Most notably, promoting domestic consumption has particularly been emphasised. Even for the first time in recent years, a specific goal has been set out by the Government, which is to strive for a 7% to 8% growth rate of total retail sales of consumer goods and services.
This figure was regularly achieved by the nation before the outbreak of COVID-19. When the pandemic hit, this index endured a sharp drop. In line with this, 2020 saw the total retail sales of consumer goods and services, excluding the price factor, drop by 1.2%, while it soared by 9.5% in 2019. During the 10-year period from 2011 to 2020, this represents the lowest achieved number.
In 2021, the figure saw an even greater decline of 3.8%, even dropping by 6.2% if excluding the price factor.
This decrease in purchasing power is not only occurring because of difficult goods circulation, but also due to people's income being significantly affected by the pandemic.
According to the figures provided by the General Statistics Office (GSO), last year 24.7 million people were negatively impacted by COVID-19. Of the total, 2.3 million people lost their jobs; 12.4 million people had to temporarily halt working because their businesses were forced to suspend production and business activities to implement social distancing measures; and eight million people had their working hours cut and had to work alternately.

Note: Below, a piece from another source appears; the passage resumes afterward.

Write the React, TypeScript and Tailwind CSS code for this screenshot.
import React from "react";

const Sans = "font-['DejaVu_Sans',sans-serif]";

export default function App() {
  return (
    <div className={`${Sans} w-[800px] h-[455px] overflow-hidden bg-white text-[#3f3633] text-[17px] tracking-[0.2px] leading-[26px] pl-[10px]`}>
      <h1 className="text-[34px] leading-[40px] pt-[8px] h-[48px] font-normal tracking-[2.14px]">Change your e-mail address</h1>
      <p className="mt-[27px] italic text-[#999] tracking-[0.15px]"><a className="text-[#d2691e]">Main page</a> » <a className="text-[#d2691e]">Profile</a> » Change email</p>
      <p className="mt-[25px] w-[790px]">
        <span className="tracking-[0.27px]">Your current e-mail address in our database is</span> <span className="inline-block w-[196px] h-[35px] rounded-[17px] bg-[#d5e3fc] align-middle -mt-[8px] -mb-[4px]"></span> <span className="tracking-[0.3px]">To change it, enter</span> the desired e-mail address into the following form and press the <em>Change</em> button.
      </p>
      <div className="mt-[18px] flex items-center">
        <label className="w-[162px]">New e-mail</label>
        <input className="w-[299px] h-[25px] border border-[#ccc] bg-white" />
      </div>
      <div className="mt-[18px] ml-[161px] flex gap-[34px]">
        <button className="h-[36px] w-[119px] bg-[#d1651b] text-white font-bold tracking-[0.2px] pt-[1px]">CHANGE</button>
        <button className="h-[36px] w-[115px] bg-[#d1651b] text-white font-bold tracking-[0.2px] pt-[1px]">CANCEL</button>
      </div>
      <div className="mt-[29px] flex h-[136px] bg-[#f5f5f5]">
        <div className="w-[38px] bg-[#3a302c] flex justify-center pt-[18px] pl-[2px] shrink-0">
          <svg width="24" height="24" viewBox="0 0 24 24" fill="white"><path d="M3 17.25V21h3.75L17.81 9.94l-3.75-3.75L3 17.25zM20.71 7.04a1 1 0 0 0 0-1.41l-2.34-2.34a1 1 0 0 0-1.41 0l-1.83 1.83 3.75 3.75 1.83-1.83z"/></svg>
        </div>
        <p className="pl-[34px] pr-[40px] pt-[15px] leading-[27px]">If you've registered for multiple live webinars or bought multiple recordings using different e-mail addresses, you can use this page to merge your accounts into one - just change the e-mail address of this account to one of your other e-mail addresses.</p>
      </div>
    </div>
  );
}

Furthermore, up to 16.9 million workers had their income reduced, leading to lower consumption and lower aggregate demand overall.
This fall in aggregate demand will not contribute to creating a driving force for production and business, thereby affecting economic growth. The decrease in aggregate demand can be viewed as one of the major reasons why economic growth in 2021 stood at a mere 2.58%.

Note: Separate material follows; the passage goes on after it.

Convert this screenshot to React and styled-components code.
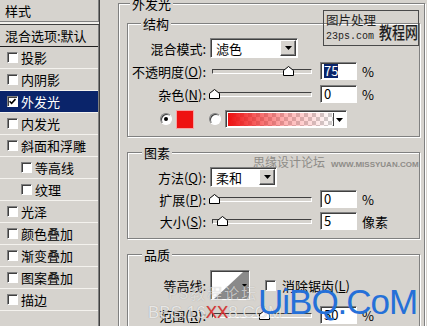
import styled, { createGlobalStyle } from 'styled-components';

const FACE = '#d6d3ce';

const GlobalStyle = createGlobalStyle`
  html, body { margin: 0; padding: 0; background: ${FACE}; }
  * { box-sizing: border-box; }
`;

const Dialog = styled.div`
  position: relative;
  display: flex;
  width: 427px;
  height: 326px;
  overflow: hidden;
  background: ${FACE};
  font-family: "Noto Sans CJK SC", "Noto Sans", sans-serif;
  font-size: 13px;
  color: #000;
`;

/* ---------- style list (left) ---------- */

const StyleList = styled.div`
  flex: none;
  width: 100px;
  border-right: 1px solid #404040;
  box-shadow: inset -1px 0 #808080;
`;

const ListHead = styled.div`
  height: 22px;
  padding-left: 5px;
  display: flex;
  align-items: center;
  border-bottom: 1px solid #808080;
  box-shadow: 0 2px 0 #f2f0ec, 0 3px 0 #404040;
  margin-bottom: 3px;
`;

const BlendRow = styled.div`
  height: 22px;
  padding-left: 5px;
  display: flex;
  align-items: center;
  border-bottom: 1px solid #202020;
  margin-right: 1px;
`;

const ListItem = styled.div`
  height: 22px;
  margin-right: 1px;
  padding-left: ${p => (p.$sub ? 21 : 7)}px;
  display: flex;
  align-items: center;
  gap: 3px;
  border-bottom: 1px solid #f4f2ee;
  background: ${p => (p.$active ? '#0a246a' : 'transparent')};
  color: ${p => (p.$active ? '#fff' : '#000')};
`;

const Check = styled.span`
  flex: none;
  width: 11px;
  height: 11px;
  margin-left: ${p => p.$ml || 0}px;
  background: #fff;
  border: 1px solid;
  border-color: #808080 #fff #fff #808080;
  box-shadow: inset 1px 1px #404040;
  display: flex;
  align-items: center;
  justify-content: center;
`;

/* ---------- options (right) ---------- */

const Panel = styled.div`
  flex: 1;
  min-width: 0;
  padding: 0 2px 0 18px;
`;

const Group = styled.fieldset`
  margin: ${p => p.$mt}px 0 0;
  padding: ${p => p.$pad};
  border: 1px solid #808080;
  box-shadow: inset 1px 1px #fff, 1px 1px #fff;
  min-inline-size: 0;
`;

const Legend = styled.legend`
  margin-left: ${p => p.$ml}px;
  padding: 0 2px;
  line-height: 13px;
  font-size: 13px;
  background: ${FACE};
`;

const Row = styled.div`
  display: flex;
  align-items: center;
  height: ${p => p.$h || 20}px;
  margin-top: ${p => p.$mt || 0}px;
  padding-left: ${p => p.$indent || 0}px;
`;

const Label = styled.span`
  flex: none;
  width: 78px;
  margin-right: 4px;
  text-align: right;
  white-space: nowrap;
`;

const Sunken = styled.div`
  flex: none;
  background: #fff;
  border: 1px solid;
  border-color: #808080 #fff #fff #808080;
  box-shadow: inset 1px 1px #404040;
`;

const Select = styled(Sunken)`
  width: ${p => p.$w}px;
  height: 20px;
  padding: 0 1px 0 5px;
  display: flex;
  align-items: center;
  justify-content: space-between;
`;

const DropBtn = styled.span`
  width: 16px;
  height: 16px;
  background: ${FACE};
  border: 1px solid;
  border-color: #fff #404040 #404040 #fff;
  box-shadow: inset -1px -1px #808080;
  display: flex;
  align-items: center;
  justify-content: center;
`;

const Track = styled.div`
  position: relative;
  flex: none;
  width: 100px;
  height: 5px;
  margin-left: 2px;
  border: 1px solid;
  border-color: #404040 #fff #fff #404040;
  background: ${FACE};
`;

const Thumb = styled.svg`
  position: absolute;
  top: -4px;
`;

const Field = styled(Sunken)`
  width: 37px;
  height: 18px;
  margin-left: 8px;
  padding-left: 3px;
  display: flex;
  align-items: center;
  line-height: 14px;
`;

const Picked = styled.span`
  background: #0a246a;
  color: #fff;
`;

const Unit = styled.span`
  margin-left: 5px;
`;

const Radio = styled.span`
  flex: none;
  width: 12px;
  height: 12px;
  margin-left: ${p => p.$ml || 0}px;
  border-radius: 50%;
  background: #fff;
  border: 1px solid;
  border-color: #808080 #fff #fff #808080;
  box-shadow: inset 1px 1px #404040;
  display: flex;
  align-items: center;
  justify-content: center;
  &::after {
    content: '';
    width: 4px;
    height: 4px;
    border-radius: 50%;
    background: ${p => (p.$on ? '#000' : 'transparent')};
  }
`;

const Swatch = styled.span`
  flex: none;
  width: 16px;
  height: 17px;
  margin-left: 5px;
  background: #ee1111;
  box-shadow: 0 0 0 1px #f3a3a3;
`;

const GradientBox = styled(Sunken)`
  width: 122px;
  height: 18px;
  margin-left: 4px;
  padding: 2px 1px 1px 2px;
  display: flex;
`;

const Ramp = styled.span`
  flex: 1;
  background:
    linear-gradient(90deg, #ee1010, rgba(255, 40, 40, 0.35) 55%, rgba(255, 255, 255, 0)),
    repeating-conic-gradient(#cfcfcf 0 25%, #fff 0 50%) 0 0 / 8px 8px;
`;

const RampDrop = styled.span`
  width: 12px;
  border-left: 1px solid #404040;
  background: #fff;
  display: flex;
  align-items: center;
  justify-content: center;
`;

const ContourBox = styled(Sunken)`
  width: 40px;
  height: 30px;
  padding: 1px 0 0 1px;
  display: flex;
`;

const AaText = styled.span`
  margin-left: 6px;
`;

/* ---------- watermarks over the dialog ---------- */

const Stamp = styled.div`
  position: absolute;
  left: 323px;
  top: 10px;
  width: 96px;
  height: 36px;
  border: 1px solid #4a4a4a;
  display: grid;
  grid-template-columns: 55px 1fr;
  grid-template-rows: 18px 1fr;
  grid-template-areas: "title name" "url name";
  color: #1e1e1e;
  white-space: nowrap;
`;

const StampTitle = styled.span`
  grid-area: title;
  padding-left: 2px;
  font-size: 12.5px;
  line-height: 18px;
`;

const StampUrl = styled.span`
  grid-area: url;
  padding-left: 2px;
  font-family: "Liberation Mono", monospace;
  font-size: 10px;
  line-height: 16px;
`;

const StampName = styled.span`
  grid-area: name;
  align-self: end;
  font-size: 13px;
  line-height: 16px;
  font-weight: 500;
  transform: scaleY(1.3);
  transform-origin: bottom;
  padding-bottom: 2px;
`;

const SiteMark = styled.div`
  position: absolute;
  left: 253px;
  top: 154px;
  display: flex;
  align-items: baseline;
  gap: 6px;
  color: #8e8c88;
  font-size: 12px;
  line-height: 16px;
`;

const SiteUrl = styled.span`
  font-family: "Liberation Sans", sans-serif;
  font-weight: 700;
  font-size: 8px;
`;

const ForumMark = styled.div`
  position: absolute;
  left: 168px;
  top: 283px;
  font-size: 15px;
  line-height: 20px;
  letter-spacing: 2px;
  color: rgba(255, 255, 255, 0.6);
  text-shadow: 0 0 1px rgba(0, 0, 0, 0.25);
`;

const BbsMark = styled.div`
  position: absolute;
  left: 148px;
  top: 303px;
  font-family: "Liberation Sans", sans-serif;
  font-size: 17px;
  line-height: 20px;
  color: rgba(255, 255, 255, 0.75);
  text-shadow: 0 0 1px rgba(0, 0, 0, 0.3);
`;

const Red = styled.span`
  color: #e03434;
`;

const BigMark = styled.div`
  position: absolute;
  left: 258px;
  top: 284px;
  font-family: "Liberation Sans", sans-serif;
  font-size: 35px;
  line-height: 35px;
  letter-spacing: -1px;
  color: #2570d8;
`;

/* ---------- bits ---------- */

const styleItems = [
  { name: '投影' },
  { name: '内阴影' },
  { name: '外发光', checked: true, active: true },
  { name: '内发光' },
  { name: '斜面和浮雕' },
  { name: '等高线', sub: true },
  { name: '纹理', sub: true },
  { name: '光泽' },
  { name: '颜色叠加' },
  { name: '渐变叠加' },
  { name: '图案叠加' },
  { name: '描边' },
];

const Arrow = () => (
  <svg width="7" height="4" viewBox="0 0 7 4">
    <polygon points="0,0 7,0 3.5,4" fill="#000" />
  </svg>
);

const Tick = () => (
  <svg width="7" height="7" viewBox="0 0 7 7">
    <path d="M0.5 3.2 L2.6 5.4 L6.5 1" fill="none" stroke="#000" strokeWidth="1.6" />
  </svg>
);

const Mn = ({ text, k }) => (
  <>
    {text}(<u>{k}</u>):
  </>
);

const SliderRow = ({ label, k, pos, value, unit, picked, mt }) => (
  <Row $mt={mt}>
    <Label><Mn text={label} k={k} /></Label>
    <Track>
      <Thumb width="11" height="10" viewBox="0 0 11 10" style={{ left: pos - 4 }}>
        <polygon points="5.5,0.5 10.5,4.5 10.5,9.5 0.5,9.5 0.5,4.5" fill="#fff" stroke="#000" />
      </Thumb>
    </Track>
    <Field>{picked ? <Picked>{value}</Picked> : value}</Field>
    <Unit>{unit}</Unit>
  </Row>
);

const App = () => (
  <>
    <GlobalStyle />
    <Dialog>
      <StyleList>
        <ListHead>样式</ListHead>
        <BlendRow>混合选项:默认</BlendRow>
        {styleItems.map(item => (
          <ListItem key={item.name} $sub={item.sub} $active={item.active}>
            <Check>{item.checked && <Tick />}</Check>
            {item.name}
          </ListItem>
        ))}
        <ListItem />
      </StyleList>

      <Panel>
        <Group $mt={-3} $pad="0 4px 0 8px">
          <Legend $ml={3}>外发光</Legend>

          <Group $mt={7} $pad="0 0 8px 0">
            <Legend $ml={13}>结构</Legend>
            <Row $mt={8}>
              <Label>混合模式:</Label>
              <Select $w={88}>
                滤色
                <DropBtn><Arrow /></DropBtn>
              </Select>
            </Row>
            <SliderRow mt={3} label="不透明度" k="O" pos={74} value="75" unit="%" picked />
            <SliderRow mt={3} label="杂色" k="N" pos={0} value="0" unit="%" />
            <Row $mt={6} $h={18} $indent={32}>
              <Radio $on />
              <Swatch />
              <Radio $ml={16} />
              <GradientBox>
                <Ramp />
                <RampDrop><Arrow /></RampDrop>
              </GradientBox>
            </Row>
          </Group>

          <Group $mt={9} $pad="0 0 7px 0">
            <Legend $ml={14}>图素</Legend>
            <Row $mt={8}>
              <Label><Mn text="方法" k="Q" /></Label>
              <Select $w={67}>
                柔和
                <DropBtn><Arrow /></DropBtn>
              </Select>
            </Row>
            <SliderRow mt={2} label="扩展" k="P" pos={0} value="0" unit="%" />
            <SliderRow mt={2} label="大小" k="S" pos={8} value="5" unit="像素" />
          </Group>

          <Group $mt={9} $pad="0 0 8px 0">
            <Legend $ml={14}>品质</Legend>
            <Row $mt={9} $h={30}>
              <Label>等高线:</Label>
              <ContourBox>
                <svg width="37" height="27" viewBox="0 0 37 27">
                  <rect width="37" height="27" fill="#fff" />
                  <polygon points="2,27 31,0 37,0 37,27" fill="#8a8a8a" />
                  <polygon points="30,12 35,12 32.5,15" fill="#000" />
                </svg>
              </ContourBox>
              <Check $ml={15} />
              <AaText>消除锯齿(<u>L</u>)</AaText>
            </Row>
            <SliderRow mt={5} label="范围" k="R" pos={50} value="50" unit="%" />
          </Group>
        </Group>
      </Panel>

      <Stamp>
        <StampTitle>图片处理</StampTitle>
        <StampUrl>23ps.com</StampUrl>
        <StampName>教程网</StampName>
      </Stamp>

      <SiteMark>
        思缘设计论坛
        <SiteUrl>WWW.MISSYUAN.COM</SiteUrl>
      </SiteMark>

      <ForumMark>PS教程论坛</ForumMark>
      <BbsMark>BBS.16<Red>XX</Red>8.COM</BbsMark>
      <BigMark>UiBQ.CoM</BigMark>
    </Dialog>
  </>
);

export default App;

In fact, domestic consumption, exports, and public investment can all be considered as the three major contributory factors which has promoted economic growth.
Amid exports still achieving positive results, a large contribution to export growth came from FDI enterprises, with export growth yet to accurately reflect its overall contribution to the national economy. Indeed, public investment is showing signs of slowing down as domestic consumption goes backwards.
As a means of ensuring economic recovery in the year ahead, the three growth pillars must accelerate together. Compared with the other two pillars, domestic consumption must speed up faster to be able to create a solid "tripod" for the local economy.
In his speech during a Government conference held with localities to implement the 2022 Plan, Prime Minister Pham Minh Chinh underscored the necessity of restoring the aggregate demand of the economy.
A score of measures mentioned by the PM are to launch numerous schemes aimed at stimulating domestic consumption, expanding the domestic market, and enhancing tourism stimulus in accordance with the pandemic situation.
In the Socio-Economic Development and Recovery Program that the Government plans to carry out this year and into 2023, although the focus of policy is on both the demand and the supply, it remains clear that demand plays an important role.
According to the Ministry of Planning and Investment, the agency that drafts the Socio-Economic Recovery and Development Program, the effective implementation of its support policies will bring positive impacts, thus stimulating demand. This is in addition to expanding production and business of enterprises, providing jobs for workers, and creating the foundation and driving force for economic development.
By implementing this programme, the economic growth rate will expand by 2.9 percentage points this year, and by a further 0.2 percentage points in 2023.
This means that, although restoring aggregate demand is not everything, it certainly has great significance for economic recovery in the time ahead.